The creation of service delivery coordinators is another initiative at Edge Hill that has engaged the facilities team with students and staff. The campus is split into three areas and a coordinator services each one. 


“They are like a business partner in an HR context,” explains McGillion. “They meet with departments, faculties and the building occupants on a day-to-day basis and feed that back to the FM team. It’s something we’ve introduced in the last 12 months and have got an enormous amount of engagement from because people just want to be listened to.”

Cleaner Shutterstock
Cleaning is just one of the responsibilities of NHS housekeepers @Shutterstock

Keeping house 

Finbarr Murray, managing director of 2gether Support Solutions, recalls the implementation of housekeepers while he was at the NHS.


“They are a conduit between the FM provider and the customer, effectively the patients,” Murray says. “They act in a very holistic way to be the face of the service, but also the person that provides the human touch to the patient. It sounds old-fashioned to have housekeepers, but they have responsibility for the likes of food, cleaning and maintenance. It only cost us about half-a-million [pounds] to implement, but it made a massive difference to the facilities experience. 

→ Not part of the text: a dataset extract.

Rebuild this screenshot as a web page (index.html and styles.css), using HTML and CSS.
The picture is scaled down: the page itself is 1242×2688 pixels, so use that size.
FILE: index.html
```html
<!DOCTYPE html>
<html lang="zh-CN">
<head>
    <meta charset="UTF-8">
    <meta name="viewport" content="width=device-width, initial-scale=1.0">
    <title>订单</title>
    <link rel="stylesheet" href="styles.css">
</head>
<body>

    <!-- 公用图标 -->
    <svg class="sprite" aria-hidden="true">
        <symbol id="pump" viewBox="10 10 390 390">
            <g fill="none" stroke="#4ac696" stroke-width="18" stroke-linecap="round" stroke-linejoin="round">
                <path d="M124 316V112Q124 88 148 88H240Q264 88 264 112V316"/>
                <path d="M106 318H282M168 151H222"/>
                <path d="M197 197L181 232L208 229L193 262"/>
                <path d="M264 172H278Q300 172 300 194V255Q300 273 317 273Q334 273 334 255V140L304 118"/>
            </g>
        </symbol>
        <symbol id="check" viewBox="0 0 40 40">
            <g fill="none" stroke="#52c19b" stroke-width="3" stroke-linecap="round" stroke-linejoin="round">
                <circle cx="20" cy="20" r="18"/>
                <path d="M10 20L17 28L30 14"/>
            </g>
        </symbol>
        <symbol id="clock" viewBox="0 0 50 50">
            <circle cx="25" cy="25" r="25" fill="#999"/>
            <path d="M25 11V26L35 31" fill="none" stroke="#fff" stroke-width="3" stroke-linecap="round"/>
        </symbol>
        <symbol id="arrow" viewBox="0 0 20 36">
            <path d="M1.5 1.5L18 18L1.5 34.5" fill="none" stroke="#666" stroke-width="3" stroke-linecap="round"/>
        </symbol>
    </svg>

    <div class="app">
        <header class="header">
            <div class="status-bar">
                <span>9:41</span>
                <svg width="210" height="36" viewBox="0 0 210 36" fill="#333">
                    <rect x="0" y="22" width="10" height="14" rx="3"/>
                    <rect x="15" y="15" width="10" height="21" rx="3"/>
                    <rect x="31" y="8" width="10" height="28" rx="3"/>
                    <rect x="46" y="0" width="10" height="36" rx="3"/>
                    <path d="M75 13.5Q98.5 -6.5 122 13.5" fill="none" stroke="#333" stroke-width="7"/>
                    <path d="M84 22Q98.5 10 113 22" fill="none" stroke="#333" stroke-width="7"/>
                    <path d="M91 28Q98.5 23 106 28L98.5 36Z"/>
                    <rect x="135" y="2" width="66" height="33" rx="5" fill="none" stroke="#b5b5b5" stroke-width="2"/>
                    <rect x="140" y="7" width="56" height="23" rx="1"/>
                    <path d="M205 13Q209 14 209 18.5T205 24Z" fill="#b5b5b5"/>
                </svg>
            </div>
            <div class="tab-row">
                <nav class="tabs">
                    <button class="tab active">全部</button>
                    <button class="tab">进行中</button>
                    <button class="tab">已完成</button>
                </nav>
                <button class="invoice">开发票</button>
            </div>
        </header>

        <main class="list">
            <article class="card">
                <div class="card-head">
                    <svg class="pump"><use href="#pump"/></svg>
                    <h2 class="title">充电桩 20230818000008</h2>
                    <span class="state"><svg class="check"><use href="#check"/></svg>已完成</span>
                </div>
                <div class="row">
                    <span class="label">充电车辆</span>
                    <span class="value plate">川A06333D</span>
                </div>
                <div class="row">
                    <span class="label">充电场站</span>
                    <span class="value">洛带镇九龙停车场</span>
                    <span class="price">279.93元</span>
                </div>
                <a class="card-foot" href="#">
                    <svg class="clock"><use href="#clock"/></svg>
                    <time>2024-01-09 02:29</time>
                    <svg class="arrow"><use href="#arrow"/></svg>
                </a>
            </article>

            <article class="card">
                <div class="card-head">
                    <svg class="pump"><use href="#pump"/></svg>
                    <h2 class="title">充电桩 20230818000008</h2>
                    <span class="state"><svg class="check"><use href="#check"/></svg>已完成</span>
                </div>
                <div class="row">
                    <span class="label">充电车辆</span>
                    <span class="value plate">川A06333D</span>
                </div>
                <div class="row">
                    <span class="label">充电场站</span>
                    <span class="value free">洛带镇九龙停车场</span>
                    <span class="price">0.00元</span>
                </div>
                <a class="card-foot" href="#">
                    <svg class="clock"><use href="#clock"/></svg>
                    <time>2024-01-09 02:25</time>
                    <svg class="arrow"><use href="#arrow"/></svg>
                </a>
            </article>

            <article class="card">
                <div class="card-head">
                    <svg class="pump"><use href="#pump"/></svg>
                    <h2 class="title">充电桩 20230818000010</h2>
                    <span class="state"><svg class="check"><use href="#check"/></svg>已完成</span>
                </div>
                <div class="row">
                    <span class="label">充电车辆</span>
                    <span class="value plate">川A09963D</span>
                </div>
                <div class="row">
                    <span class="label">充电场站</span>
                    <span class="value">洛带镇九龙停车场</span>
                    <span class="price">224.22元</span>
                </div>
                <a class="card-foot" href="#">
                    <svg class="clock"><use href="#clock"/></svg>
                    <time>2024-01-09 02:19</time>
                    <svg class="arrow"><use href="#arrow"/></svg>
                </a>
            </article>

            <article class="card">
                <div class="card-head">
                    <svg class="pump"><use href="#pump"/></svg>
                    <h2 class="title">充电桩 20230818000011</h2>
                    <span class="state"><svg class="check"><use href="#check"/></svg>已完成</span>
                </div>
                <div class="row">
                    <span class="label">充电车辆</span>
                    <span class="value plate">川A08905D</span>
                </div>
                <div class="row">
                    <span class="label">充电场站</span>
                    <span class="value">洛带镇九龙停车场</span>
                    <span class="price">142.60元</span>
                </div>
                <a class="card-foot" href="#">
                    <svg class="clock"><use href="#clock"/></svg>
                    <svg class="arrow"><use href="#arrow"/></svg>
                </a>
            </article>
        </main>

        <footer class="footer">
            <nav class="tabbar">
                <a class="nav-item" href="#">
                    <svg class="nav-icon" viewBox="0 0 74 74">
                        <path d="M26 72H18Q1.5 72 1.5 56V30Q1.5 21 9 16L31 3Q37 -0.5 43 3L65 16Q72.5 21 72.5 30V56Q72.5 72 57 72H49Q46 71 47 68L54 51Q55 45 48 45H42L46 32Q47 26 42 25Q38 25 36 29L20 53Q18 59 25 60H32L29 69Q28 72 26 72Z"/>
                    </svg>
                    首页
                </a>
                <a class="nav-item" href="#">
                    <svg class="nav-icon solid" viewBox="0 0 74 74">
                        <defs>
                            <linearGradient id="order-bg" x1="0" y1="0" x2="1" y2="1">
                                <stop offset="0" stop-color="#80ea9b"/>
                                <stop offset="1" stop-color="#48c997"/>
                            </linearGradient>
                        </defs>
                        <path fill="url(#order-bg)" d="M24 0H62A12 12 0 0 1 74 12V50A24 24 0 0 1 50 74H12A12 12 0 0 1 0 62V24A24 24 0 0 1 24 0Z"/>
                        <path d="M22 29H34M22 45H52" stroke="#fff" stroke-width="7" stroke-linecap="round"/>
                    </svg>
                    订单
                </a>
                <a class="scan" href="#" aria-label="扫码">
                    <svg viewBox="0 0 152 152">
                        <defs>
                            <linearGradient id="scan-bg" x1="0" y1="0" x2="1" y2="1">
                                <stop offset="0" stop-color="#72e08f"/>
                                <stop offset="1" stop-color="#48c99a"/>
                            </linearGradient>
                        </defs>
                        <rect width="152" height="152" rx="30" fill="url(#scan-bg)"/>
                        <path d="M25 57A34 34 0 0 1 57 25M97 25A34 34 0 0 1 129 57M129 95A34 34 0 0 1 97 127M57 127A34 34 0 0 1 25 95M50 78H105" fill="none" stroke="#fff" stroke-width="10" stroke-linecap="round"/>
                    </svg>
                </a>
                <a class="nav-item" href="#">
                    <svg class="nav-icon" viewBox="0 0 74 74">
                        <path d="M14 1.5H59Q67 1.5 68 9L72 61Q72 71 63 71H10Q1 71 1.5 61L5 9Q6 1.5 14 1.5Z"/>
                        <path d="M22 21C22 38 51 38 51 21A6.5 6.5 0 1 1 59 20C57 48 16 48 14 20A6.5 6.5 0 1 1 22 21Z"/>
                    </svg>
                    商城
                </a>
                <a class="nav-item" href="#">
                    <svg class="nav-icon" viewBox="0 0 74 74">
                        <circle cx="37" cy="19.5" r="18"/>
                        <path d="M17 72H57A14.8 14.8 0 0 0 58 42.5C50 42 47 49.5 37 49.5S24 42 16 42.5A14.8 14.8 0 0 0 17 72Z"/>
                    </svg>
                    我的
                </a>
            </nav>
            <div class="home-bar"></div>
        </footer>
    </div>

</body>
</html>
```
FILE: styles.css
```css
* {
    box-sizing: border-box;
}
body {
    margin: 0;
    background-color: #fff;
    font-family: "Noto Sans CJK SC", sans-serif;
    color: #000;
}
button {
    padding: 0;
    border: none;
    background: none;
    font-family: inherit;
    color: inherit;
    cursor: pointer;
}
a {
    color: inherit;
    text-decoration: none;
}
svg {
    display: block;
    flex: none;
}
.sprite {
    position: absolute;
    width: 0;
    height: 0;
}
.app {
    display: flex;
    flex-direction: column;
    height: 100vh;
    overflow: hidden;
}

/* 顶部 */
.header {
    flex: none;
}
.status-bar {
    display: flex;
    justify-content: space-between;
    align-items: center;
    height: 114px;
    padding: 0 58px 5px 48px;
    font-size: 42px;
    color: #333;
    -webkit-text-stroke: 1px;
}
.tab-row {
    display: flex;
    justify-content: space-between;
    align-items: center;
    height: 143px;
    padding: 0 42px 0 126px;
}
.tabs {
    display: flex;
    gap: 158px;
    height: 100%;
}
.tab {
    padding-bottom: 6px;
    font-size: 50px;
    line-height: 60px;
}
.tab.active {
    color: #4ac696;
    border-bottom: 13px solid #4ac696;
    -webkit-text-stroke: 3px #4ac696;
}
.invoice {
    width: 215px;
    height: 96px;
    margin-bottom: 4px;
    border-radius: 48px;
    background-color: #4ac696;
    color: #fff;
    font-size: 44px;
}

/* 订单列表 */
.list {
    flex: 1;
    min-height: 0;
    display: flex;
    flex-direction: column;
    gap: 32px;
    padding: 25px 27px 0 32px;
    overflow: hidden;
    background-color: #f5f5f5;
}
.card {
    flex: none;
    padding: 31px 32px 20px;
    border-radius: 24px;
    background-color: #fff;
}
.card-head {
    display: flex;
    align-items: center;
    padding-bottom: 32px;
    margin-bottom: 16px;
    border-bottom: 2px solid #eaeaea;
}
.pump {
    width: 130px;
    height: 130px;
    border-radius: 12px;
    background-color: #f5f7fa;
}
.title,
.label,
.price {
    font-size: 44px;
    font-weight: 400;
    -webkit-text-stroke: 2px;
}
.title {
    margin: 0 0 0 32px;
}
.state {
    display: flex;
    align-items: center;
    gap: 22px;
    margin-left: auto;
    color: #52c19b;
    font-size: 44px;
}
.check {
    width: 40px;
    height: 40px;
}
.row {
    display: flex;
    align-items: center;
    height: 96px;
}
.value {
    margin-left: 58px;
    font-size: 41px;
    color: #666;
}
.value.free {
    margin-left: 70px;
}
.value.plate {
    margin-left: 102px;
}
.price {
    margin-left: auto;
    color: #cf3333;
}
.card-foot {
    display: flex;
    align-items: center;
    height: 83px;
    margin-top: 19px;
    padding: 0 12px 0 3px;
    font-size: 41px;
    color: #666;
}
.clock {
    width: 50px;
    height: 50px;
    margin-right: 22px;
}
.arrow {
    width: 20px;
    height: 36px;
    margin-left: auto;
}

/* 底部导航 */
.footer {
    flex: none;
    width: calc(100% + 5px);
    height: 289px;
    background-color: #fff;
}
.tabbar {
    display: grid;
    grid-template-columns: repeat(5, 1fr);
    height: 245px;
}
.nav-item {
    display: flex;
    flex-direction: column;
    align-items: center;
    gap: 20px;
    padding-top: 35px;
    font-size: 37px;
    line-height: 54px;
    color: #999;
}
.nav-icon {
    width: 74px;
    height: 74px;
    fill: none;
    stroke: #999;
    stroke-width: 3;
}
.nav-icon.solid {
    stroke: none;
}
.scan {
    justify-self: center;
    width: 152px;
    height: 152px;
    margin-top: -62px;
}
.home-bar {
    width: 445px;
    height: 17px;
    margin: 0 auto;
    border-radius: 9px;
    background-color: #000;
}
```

“The feedback was tremendous. These housekeepers know everybody by name and their individual needs, which meant the service also became more human.”


Report

Report identifies FM’s cultural Catch22 

The threefeatures and supporting graphics in this first Facilitate ‘long form’ feature section were driven by the publication – at the IWFM’s launch event in November – of a report produced in association with workplace consultancy 3edges.


In ‘Managing facilities or enabling communities – Embracing culture to move FM forward’, report authors Ian Ellison and James Pinder argue that the sector appears trapped in a “negative feedback loop” involving a lack of recognition, voice, and resources. The profession, they said, needed to consider which aspects of its ingrained culture are worth keeping – and which needed leaving behind. There is a need ‘to develop higher-order competencies beyond those represented in existing competency frameworks’.


The full report can be dowloaded from www.iwfm.org.uk/insight/research/culture-report


Oiling the scrum machine 

At Twinkl Educational Publishing, the FM team suggested a move to agile working to accommodate the varying needs of staff.


“Every time a scrum or project team changed in our production department, we would have to perform multiple seat moves, often for 50 or 60 people where we were physically unplugging people’s PCs and lugging them about,” says chief workplace officer Simone Fenton-Jarvis. “So we implemented agile and remote working, which has saved so much time. The response has been fantastic.”


But small tweaks have also raised the profile of Twinkl’s FM team, with customers and staff singing their praises. “The executive team have important visitors arriving all the time,” explains Fenton-Jarvis. “Since facilities got involved with aspects of their hospitality, the executive team have told us the feedback has been superb and these visitors leave with a really good impression of the company. 


“We provide the food, drinks, and supply Wi-Fi passwords before anyone has even asked. It’s these small touches that have made all the difference.”


With a company culture that is approachable and friendly, Fenton-Jarvis explains that it’s all about making sure people know FM is there to do whatever needs doing. “The feedback we get is that we go massively above and beyond,” she says. “With facilities, people generally don’t know you’re there unless something breaks. I set my team the task of making sure that people know we’re there, but without anything breaking.”